Requirements. Copy out the lines that have "page" in them.

— Begin —

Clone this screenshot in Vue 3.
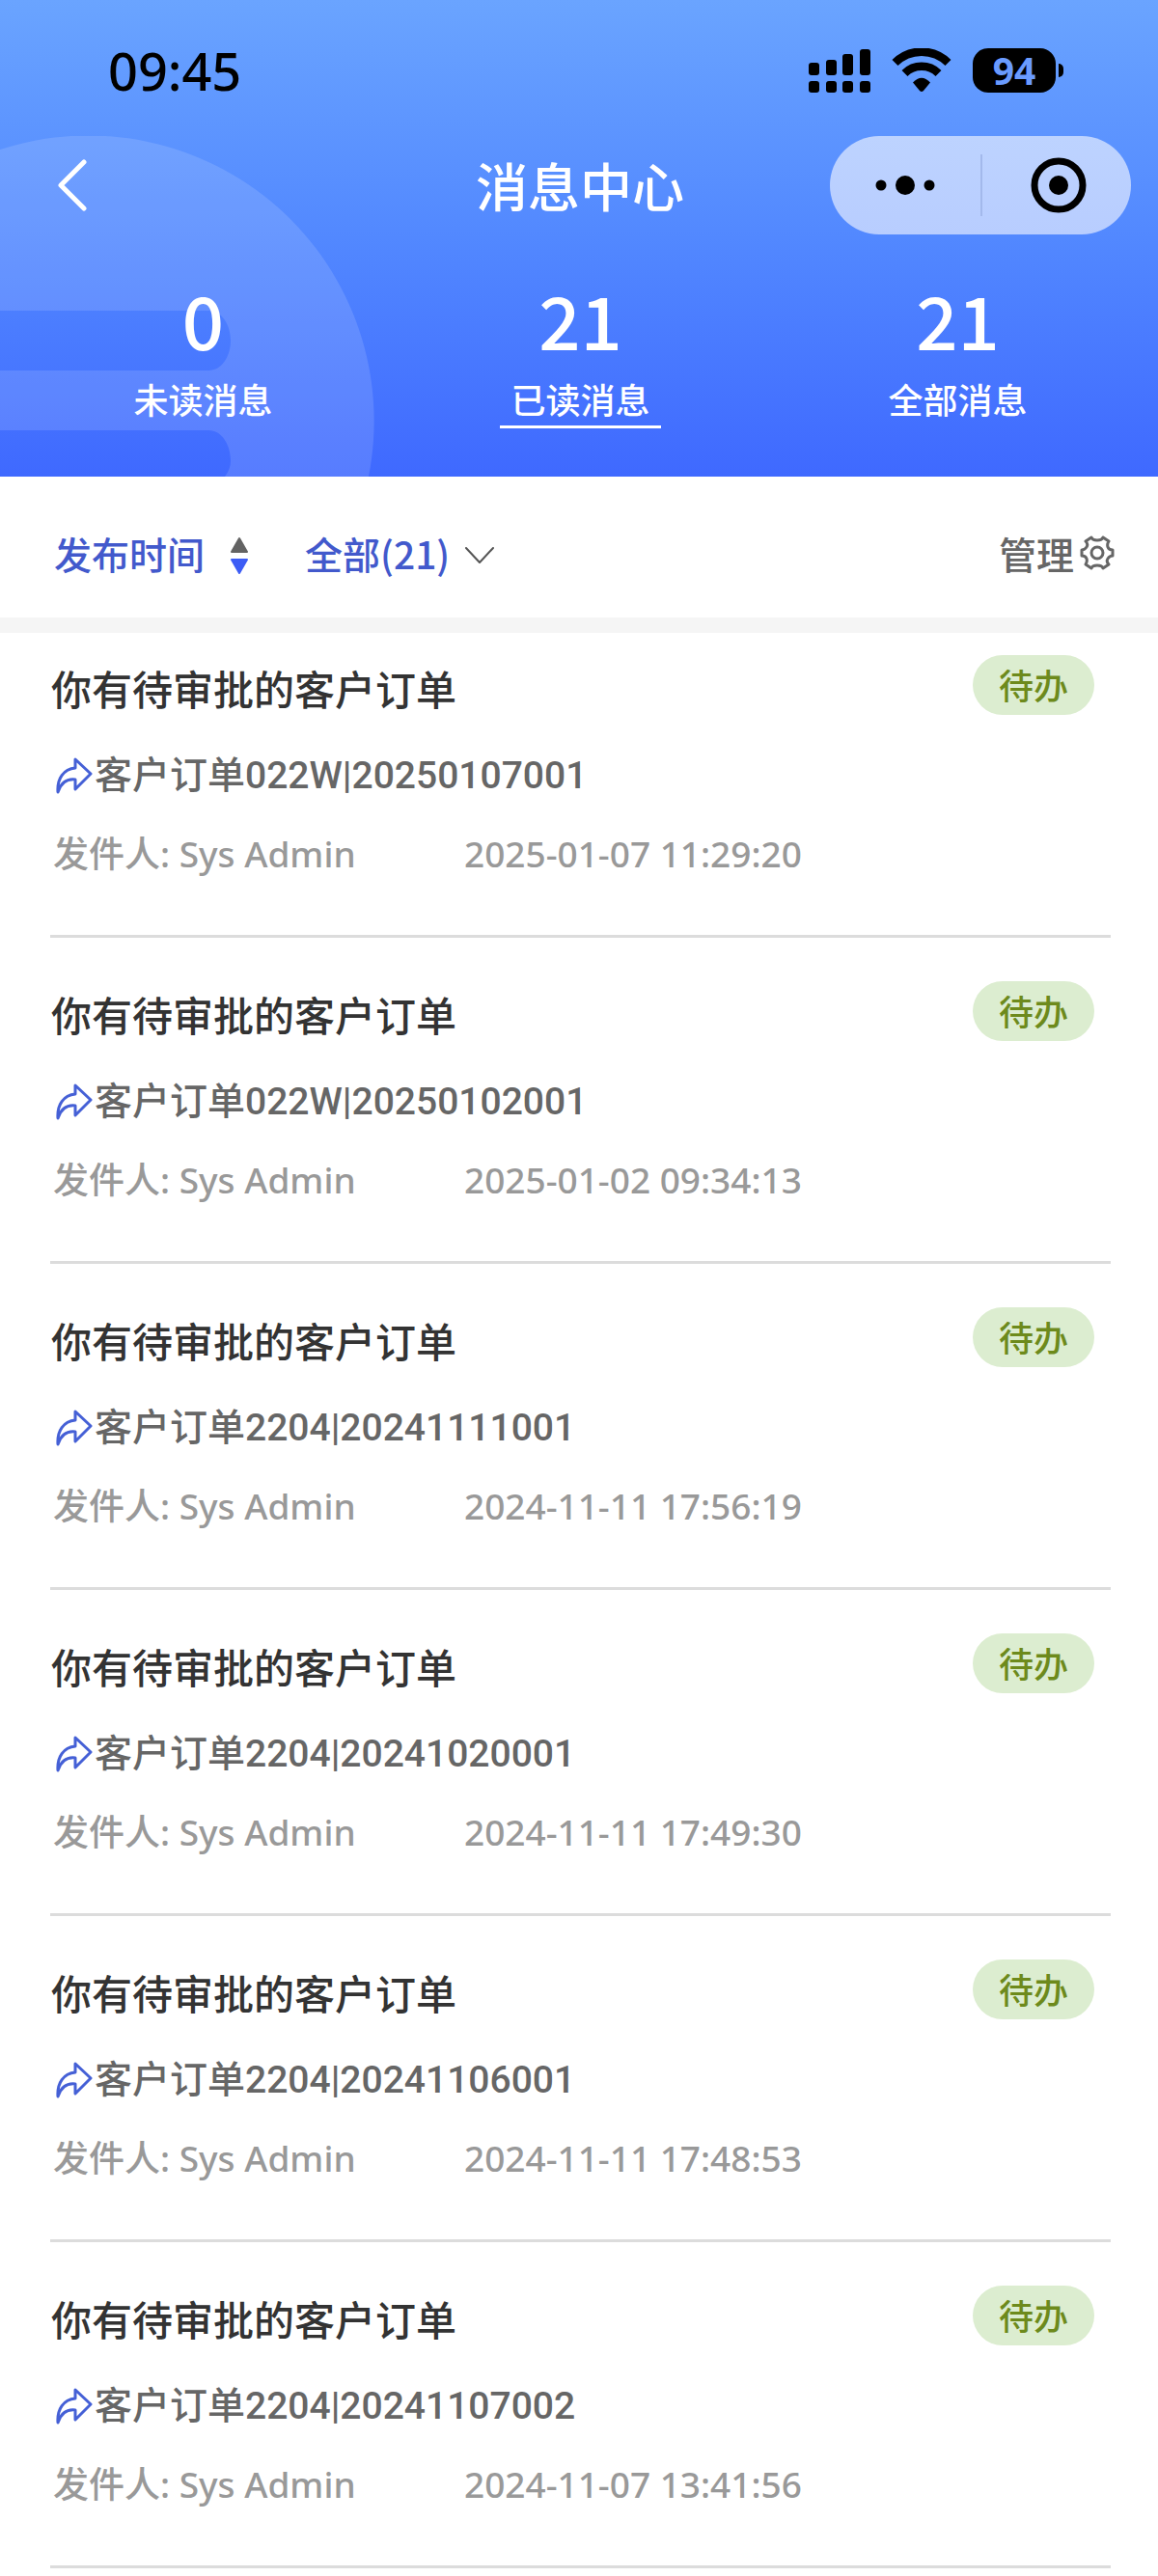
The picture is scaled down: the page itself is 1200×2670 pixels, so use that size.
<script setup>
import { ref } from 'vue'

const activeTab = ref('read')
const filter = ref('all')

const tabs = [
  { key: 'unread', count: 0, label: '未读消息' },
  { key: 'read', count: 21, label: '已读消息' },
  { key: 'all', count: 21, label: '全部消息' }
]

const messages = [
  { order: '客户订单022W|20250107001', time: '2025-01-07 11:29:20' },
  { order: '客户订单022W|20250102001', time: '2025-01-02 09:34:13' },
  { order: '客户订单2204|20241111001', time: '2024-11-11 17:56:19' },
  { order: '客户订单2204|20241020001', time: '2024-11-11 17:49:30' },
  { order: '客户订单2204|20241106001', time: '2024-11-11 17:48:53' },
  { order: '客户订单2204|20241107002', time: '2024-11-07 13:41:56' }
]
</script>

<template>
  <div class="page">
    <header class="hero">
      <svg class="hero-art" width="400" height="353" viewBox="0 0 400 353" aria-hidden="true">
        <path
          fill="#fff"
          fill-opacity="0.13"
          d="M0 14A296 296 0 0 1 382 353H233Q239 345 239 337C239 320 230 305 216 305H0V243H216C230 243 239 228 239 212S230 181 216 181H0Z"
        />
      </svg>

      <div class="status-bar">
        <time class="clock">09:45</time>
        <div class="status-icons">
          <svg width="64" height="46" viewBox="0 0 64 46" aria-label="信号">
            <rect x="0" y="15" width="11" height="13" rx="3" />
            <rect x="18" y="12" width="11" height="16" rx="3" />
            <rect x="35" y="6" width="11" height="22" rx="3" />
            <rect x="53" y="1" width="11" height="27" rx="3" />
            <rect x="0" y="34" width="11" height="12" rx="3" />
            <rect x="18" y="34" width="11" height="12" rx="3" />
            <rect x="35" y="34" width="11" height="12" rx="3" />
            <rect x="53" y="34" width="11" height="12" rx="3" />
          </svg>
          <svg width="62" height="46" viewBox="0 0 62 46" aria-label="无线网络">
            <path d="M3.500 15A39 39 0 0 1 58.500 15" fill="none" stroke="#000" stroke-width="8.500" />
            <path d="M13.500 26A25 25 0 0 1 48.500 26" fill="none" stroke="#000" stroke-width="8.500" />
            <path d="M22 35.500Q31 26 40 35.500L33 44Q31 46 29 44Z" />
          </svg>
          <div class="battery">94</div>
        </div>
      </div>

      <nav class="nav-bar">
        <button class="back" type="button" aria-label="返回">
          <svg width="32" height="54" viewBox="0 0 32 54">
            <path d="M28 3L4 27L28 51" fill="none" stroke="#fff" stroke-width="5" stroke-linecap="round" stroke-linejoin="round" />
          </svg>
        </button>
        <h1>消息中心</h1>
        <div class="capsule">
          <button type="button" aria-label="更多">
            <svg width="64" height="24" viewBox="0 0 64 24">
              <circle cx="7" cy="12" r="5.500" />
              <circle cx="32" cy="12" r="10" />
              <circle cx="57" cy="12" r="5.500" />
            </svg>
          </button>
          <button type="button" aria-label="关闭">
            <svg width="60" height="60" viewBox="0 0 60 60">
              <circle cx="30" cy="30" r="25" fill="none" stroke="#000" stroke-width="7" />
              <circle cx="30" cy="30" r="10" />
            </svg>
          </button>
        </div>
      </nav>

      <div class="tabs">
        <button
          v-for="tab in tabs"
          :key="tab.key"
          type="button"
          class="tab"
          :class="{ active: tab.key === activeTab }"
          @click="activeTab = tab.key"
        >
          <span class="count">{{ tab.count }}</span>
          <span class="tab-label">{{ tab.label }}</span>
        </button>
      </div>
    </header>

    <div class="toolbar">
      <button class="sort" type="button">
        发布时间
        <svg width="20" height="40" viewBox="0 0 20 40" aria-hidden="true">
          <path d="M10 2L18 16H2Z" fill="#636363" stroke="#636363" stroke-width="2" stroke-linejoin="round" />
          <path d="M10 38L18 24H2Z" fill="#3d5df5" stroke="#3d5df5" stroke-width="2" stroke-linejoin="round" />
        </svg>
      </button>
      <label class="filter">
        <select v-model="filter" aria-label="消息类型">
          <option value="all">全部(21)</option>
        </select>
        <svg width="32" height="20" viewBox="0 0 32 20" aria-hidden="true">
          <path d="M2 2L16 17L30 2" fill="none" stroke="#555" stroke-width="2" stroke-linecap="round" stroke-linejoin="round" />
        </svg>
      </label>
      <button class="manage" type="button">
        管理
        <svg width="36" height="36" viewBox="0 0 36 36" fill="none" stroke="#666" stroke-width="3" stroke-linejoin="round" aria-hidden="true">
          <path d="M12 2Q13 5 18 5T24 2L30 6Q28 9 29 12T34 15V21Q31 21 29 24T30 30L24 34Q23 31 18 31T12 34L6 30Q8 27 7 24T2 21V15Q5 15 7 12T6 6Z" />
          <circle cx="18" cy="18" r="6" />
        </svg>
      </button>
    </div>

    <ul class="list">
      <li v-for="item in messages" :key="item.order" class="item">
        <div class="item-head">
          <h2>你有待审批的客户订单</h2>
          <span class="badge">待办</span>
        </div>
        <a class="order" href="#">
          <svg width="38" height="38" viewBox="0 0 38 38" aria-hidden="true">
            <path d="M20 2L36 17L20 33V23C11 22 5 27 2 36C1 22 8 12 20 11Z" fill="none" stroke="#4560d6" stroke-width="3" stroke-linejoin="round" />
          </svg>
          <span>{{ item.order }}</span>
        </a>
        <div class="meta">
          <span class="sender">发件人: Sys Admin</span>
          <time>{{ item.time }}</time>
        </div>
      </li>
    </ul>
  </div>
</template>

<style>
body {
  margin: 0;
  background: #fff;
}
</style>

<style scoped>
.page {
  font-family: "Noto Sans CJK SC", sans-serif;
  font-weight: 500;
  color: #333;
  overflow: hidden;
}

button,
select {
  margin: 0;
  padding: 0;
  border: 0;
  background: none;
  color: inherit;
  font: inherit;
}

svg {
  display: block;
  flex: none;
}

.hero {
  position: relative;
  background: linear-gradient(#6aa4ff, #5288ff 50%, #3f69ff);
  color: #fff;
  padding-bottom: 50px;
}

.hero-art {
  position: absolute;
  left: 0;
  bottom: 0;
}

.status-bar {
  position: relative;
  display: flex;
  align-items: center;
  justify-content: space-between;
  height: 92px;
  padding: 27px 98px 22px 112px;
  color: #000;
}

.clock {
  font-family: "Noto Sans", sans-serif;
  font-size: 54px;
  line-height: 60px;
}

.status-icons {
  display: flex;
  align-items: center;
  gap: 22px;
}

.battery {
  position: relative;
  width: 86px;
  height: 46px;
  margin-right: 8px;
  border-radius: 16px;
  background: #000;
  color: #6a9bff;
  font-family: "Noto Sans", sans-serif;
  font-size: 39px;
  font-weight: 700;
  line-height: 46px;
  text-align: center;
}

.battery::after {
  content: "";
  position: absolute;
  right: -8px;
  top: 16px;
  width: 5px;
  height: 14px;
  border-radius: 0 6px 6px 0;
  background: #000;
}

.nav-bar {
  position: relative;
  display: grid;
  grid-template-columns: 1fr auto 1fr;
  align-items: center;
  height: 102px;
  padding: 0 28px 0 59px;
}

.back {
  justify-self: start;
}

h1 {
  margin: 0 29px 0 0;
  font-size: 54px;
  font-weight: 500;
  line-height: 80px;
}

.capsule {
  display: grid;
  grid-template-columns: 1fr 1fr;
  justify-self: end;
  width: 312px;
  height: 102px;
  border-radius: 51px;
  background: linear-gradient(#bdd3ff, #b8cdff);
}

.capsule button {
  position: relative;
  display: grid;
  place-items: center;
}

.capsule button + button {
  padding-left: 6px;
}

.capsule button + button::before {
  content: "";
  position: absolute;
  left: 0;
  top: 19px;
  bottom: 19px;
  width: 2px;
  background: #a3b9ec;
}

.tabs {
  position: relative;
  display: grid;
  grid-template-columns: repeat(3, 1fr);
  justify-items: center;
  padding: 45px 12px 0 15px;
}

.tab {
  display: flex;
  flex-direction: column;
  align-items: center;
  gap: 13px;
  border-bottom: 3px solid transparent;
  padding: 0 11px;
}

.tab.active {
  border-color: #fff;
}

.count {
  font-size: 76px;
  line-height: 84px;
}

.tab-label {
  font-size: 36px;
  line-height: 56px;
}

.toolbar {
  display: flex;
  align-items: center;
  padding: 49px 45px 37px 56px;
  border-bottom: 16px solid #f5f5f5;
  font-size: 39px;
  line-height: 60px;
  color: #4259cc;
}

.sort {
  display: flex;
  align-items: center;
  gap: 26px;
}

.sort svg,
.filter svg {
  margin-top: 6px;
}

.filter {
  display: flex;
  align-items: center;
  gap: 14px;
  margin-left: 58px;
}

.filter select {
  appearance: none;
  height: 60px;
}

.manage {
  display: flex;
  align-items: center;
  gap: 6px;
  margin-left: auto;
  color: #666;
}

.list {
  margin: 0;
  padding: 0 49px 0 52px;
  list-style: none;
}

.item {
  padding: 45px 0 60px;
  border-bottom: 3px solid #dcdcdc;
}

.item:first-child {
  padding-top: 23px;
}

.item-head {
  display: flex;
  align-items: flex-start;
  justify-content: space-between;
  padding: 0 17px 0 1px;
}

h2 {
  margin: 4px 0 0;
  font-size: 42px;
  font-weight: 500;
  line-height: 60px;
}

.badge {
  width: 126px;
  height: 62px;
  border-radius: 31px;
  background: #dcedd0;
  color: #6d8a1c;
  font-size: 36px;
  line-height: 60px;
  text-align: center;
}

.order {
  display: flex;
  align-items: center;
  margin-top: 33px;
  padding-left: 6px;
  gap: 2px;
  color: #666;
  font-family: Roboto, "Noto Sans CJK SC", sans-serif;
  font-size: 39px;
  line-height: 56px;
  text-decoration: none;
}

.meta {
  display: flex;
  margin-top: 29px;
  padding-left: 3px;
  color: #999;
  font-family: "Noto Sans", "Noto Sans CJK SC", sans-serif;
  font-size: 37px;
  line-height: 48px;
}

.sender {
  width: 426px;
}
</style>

— End —

Correct result.
The picture is scaled down: the page itself is 1200×2670 pixels, so use that size.
  <div class="page">
.page {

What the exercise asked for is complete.